Publication at Faculty of Mathematics and Physics, Faculty of Social Sciences |
2023

Abstract

In this paper, we examine several methods of acquiring Czech data for automated fact-checking, which is a task commonly modeled as a classification of textual claim veracity w.r.t. a corpus of trusted ground truths. We attempt to collect sets of data in form of a factual claim, evidence within the ground truth corpus, and its veracity label (supported, refuted or not enough info).

As a first attempt, we generate a Czech version of the large-scale FEVER dataset built on top of WIKIPEDIA corpus. We take a hybrid approach of machine translation and document alignment; the approach and the tools we provide can be easily applied to other languages.

We discuss its weaknesses, propose a future strategy for their mitigation and publish the 127k resulting translations, as well as a version of such dataset reliably applicable for the Natural Language Inference task-the CSFEVER-NLI. Furthermore, we collect a novel dataset of 3,097 claims, which is annotated using the corpus of 2.2 M articles of Czech News Agency.

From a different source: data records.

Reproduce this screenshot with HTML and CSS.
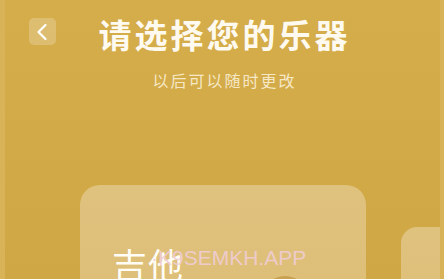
FILE: index.html
```html
<!DOCTYPE html>
<html lang="zh">
<head>
<meta charset="utf-8">
<link rel="stylesheet" href="styles.css">
</head>
<body>
<div class="screen">
  <header class="header">
    <button class="back" aria-label="返回">
      <svg viewBox="0 0 26 26" width="26" height="26"><path d="M15.5 6 L8.5 13 L15.5 20" fill="none" stroke="#fff" stroke-width="2.2" stroke-linecap="round" stroke-linejoin="round"/></svg>
    </button>
    <h1 class="title">请选择您的乐器</h1>
    <span></span>
  </header>
  <p class="subtitle">以后可以随时更改</p>
  <div class="cards">
    <div class="card">
      <div class="card-name">吉他</div>
      <div class="card-icon"></div>
    </div>
    <div class="card card-next"></div>
  </div>
  <div class="watermark">·K9SEMKH.APP</div>
</div>
</body>
</html>
```
FILE: styles.css
```css
html, body {
  margin: 0;
  padding: 0;
}
body {
  width: 444px;
  height: 279px;
  overflow: hidden;
  background: #d3aa48;
}
.screen {
  position: relative;
  width: 444px;
  height: 279px;
  box-sizing: border-box;
  overflow: hidden;
  border-left: 5px solid #d8b357;
  border-right: 4px solid #d8b357;
  background: linear-gradient(180deg, #d5ad4b 0%, #d1a946 60%, #cfa744 100%);
  font-family: "Noto Sans CJK SC", "Noto Sans", sans-serif;
  display: flex;
  flex-direction: column;
}
.header {
  display: grid;
  grid-template-columns: 1fr auto 1fr;
  align-items: start;
  padding-top: 18px;
}
.back {
  justify-self: start;
  margin-left: 24px;
  width: 27px;
  height: 27px;
  padding: 0;
  border: none;
  border-radius: 5px;
  background: rgba(255, 255, 255, 0.22);
  display: flex;
  align-items: center;
  justify-content: center;
}
.back svg {
  display: block;
}
.title {
  margin: 0;
  margin-left: 4px;
  font-size: 33px;
  line-height: 33px;
  font-weight: 700;
  letter-spacing: 3px;
  color: #fffaf0;
}
.subtitle {
  margin: 21px 0 0 0;
  text-align: center;
  font-size: 16px;
  line-height: 16px;
  letter-spacing: 2px;
  color: #f6e8c6;
  padding-left: 4px;
}
.cards {
  display: flex;
  gap: 35px;
  padding-left: 75px;
  margin-top: 97px;
  align-items: flex-start;
}
.card {
  flex: none;
  position: relative;
  width: 286px;
  height: 200px;
  border-radius: 20px;
  background: linear-gradient(180deg, #dfc27e 0%, #dcbc72 100%);
  box-sizing: border-box;
  padding: 61px 0 0 32px;
  overflow: hidden;
}
.card-next {
  width: 120px;
  margin-top: 42px;
  border-radius: 16px;
}
.card-name {
  font-size: 35px;
  line-height: 35px;
  color: #fffdf5;
  letter-spacing: 1px;
}
.card-icon {
  position: absolute;
  left: 180px;
  top: 91px;
  width: 50px;
  height: 50px;
  border-radius: 50%;
  background: #c9a151;
}
.watermark {
  position: absolute;
  left: 146px;
  top: 246px;
  font-family: "Liberation Sans", Arial, sans-serif;
  font-size: 21px;
  line-height: 24px;
  color: rgba(240, 205, 215, 0.9);
}
```
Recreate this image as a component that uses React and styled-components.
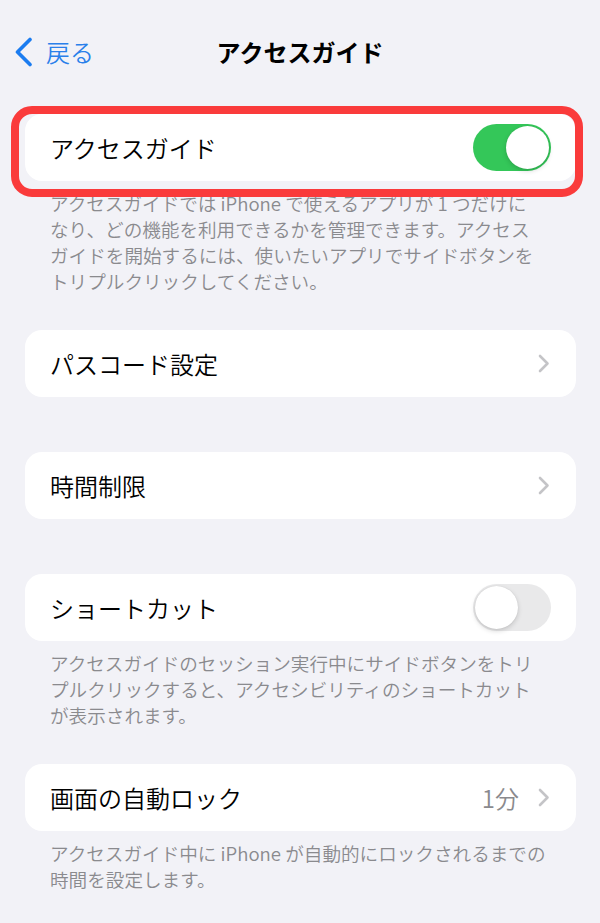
import React from "react";
import styled, { createGlobalStyle } from "styled-components";

const GlobalStyle = createGlobalStyle`
  html, body { margin: 0; padding: 0; background: #f2f2f7; }
  * { box-sizing: border-box; }
`;

const Page = styled.div`
  min-height: 923px;
  background: #f2f2f7;
  font-family: "Noto Sans CJK JP", "Noto Sans", sans-serif;
  color: #000;
  overflow: hidden;
`;

const NavBar = styled.header`
  display: grid;
  grid-template-columns: 1fr auto 1fr;
  align-items: center;
  height: 104px;
  padding: 0 14px;
`;

const BackButton = styled.div`
  display: flex;
  align-items: center;
  gap: 13px;
  color: #2a80ea;
  font-size: 24px;
  line-height: 1;
  font-weight: 350;
`;

const Title = styled.h1`
  margin: 0;
  font-size: 24px;
  font-weight: 700;
  line-height: 1;
  letter-spacing: 0;
`;

const Content = styled.main`
  display: flex;
  flex-direction: column;
  padding: 10px 24px 0 25px;
`;

const Group = styled.section`
  display: flex;
  flex-direction: column;
  margin-bottom: ${(p) => (p.$footer ? 36 : 55)}px;
`;

const Highlight = styled.div`
  position: relative;
`;

const HighlightRing = styled.div`
  position: absolute;
  top: -8px;
  bottom: -16px;
  left: -14px;
  right: -7px;
  border: 8px solid #fa3b3b;
  border-radius: 21px;
  pointer-events: none;
`;

const Card = styled.div`
  display: flex;
  align-items: center;
  height: 67px;
  padding: 0 26px 0 25px;
  background: #fff;
  border-radius: 17px;
`;

const Label = styled.span`
  flex: 1;
  font-size: 24px;
  line-height: 1;
  font-weight: 350;
`;

const Value = styled.span`
  font-size: 24px;
  line-height: 1;
  font-weight: 350;
  color: #8a8a8e;
  margin-right: 19px;
`;

const Footer = styled.p`
  margin: 9px 0 0;
  padding: 0 0 0 25px;
  font-size: 18.6px;
  line-height: 26px;
  font-weight: 350;
  color: #8a8a8e;
  white-space: nowrap;
`;

const Switch = styled.div`
  display: flex;
  justify-content: ${(p) => (p.$on ? "flex-end" : "flex-start")};
  align-items: center;
  width: 78px;
  height: 47px;
  padding: 2px;
  margin-right: -1px;
  border-radius: 24px;
  background: ${(p) => (p.$on ? "#34c759" : "#e9e9ea")};
`;

const Knob = styled.div`
  width: 43px;
  height: 43px;
  border-radius: 50%;
  background: #fff;
  box-shadow: 0 2px 5px rgba(0, 0, 0, 0.16), 0 0 1px rgba(0, 0, 0, 0.12);
`;

const BackChevron = () => (
  <svg width="19" height="30" viewBox="0 0 19 30" fill="none">
    <path
      d="M16 2.5 L3.5 15 L16 27.5"
      stroke="#1b7cf0"
      strokeWidth="3.6"
      strokeLinecap="round"
      strokeLinejoin="round"
    />
  </svg>
);

const Chevron = () => (
  <svg width="12" height="19" viewBox="0 0 12 19" fill="none">
    <path
      d="M2 2 L9.5 9.5 L2 17"
      stroke="#c4c4c7"
      strokeWidth="2.6"
      strokeLinecap="round"
      strokeLinejoin="round"
    />
  </svg>
);

export default function App() {
  return (
    <Page>
      <GlobalStyle />
      <NavBar>
        <BackButton>
          <BackChevron />
          <span>戻る</span>
        </BackButton>
        <Title>アクセスガイド</Title>
        <div />
      </NavBar>
      <Content>
        <Group $footer>
          <Highlight>
            <Card>
              <Label>アクセスガイド</Label>
              <Switch $on>
                <Knob />
              </Switch>
            </Card>
            <HighlightRing />
          </Highlight>
          <Footer>
            アクセスガイドでは iPhone で使えるアプリが 1 つだけに
            <br />
            なり、どの機能を利用できるかを管理できます。アクセス
            <br />
            ガイドを開始するには、使いたいアプリでサイドボタンを
            <br />
            トリプルクリックしてください。
          </Footer>
        </Group>

        <Group>
          <Card>
            <Label>パスコード設定</Label>
            <Chevron />
          </Card>
        </Group>

        <Group>
          <Card>
            <Label>時間制限</Label>
            <Chevron />
          </Card>
        </Group>

        <Group $footer>
          <Card>
            <Label>ショートカット</Label>
            <Switch>
              <Knob />
            </Switch>
          </Card>
          <Footer>
            アクセスガイドのセッション実行中にサイドボタンをトリ
            <br />
            プルクリックすると、アクセシビリティのショートカット
            <br />
            が表示されます。
          </Footer>
        </Group>

        <Group $footer>
          <Card>
            <Label>画面の自動ロック</Label>
            <Value>1分</Value>
            <Chevron />
          </Card>
          <Footer>
            アクセスガイド中に iPhone が自動的にロックされるまでの
            <br />
            時間を設定します。
          </Footer>
        </Group>
      </Content>
    </Page>
  );
}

We present an extended dataset annotation methodology based on the FEVER approach, and, as the underlying corpus is proprietary, we also publish a standalone version of the dataset for the task of Natural Language Inference we call CTKFACTSNLI. We analyze both acquired datasets for spurious cues-annotation patterns leading to model overfitting.

CTKFACTS is further examined for inter-annotator agreement, thoroughly cleaned, and a typology of common annotator errors is extracted. Finally, we provide baseline models for all stages of the fact-checking pipeline and publish the NLI datasets, as well as our annotation platform and other experimental data.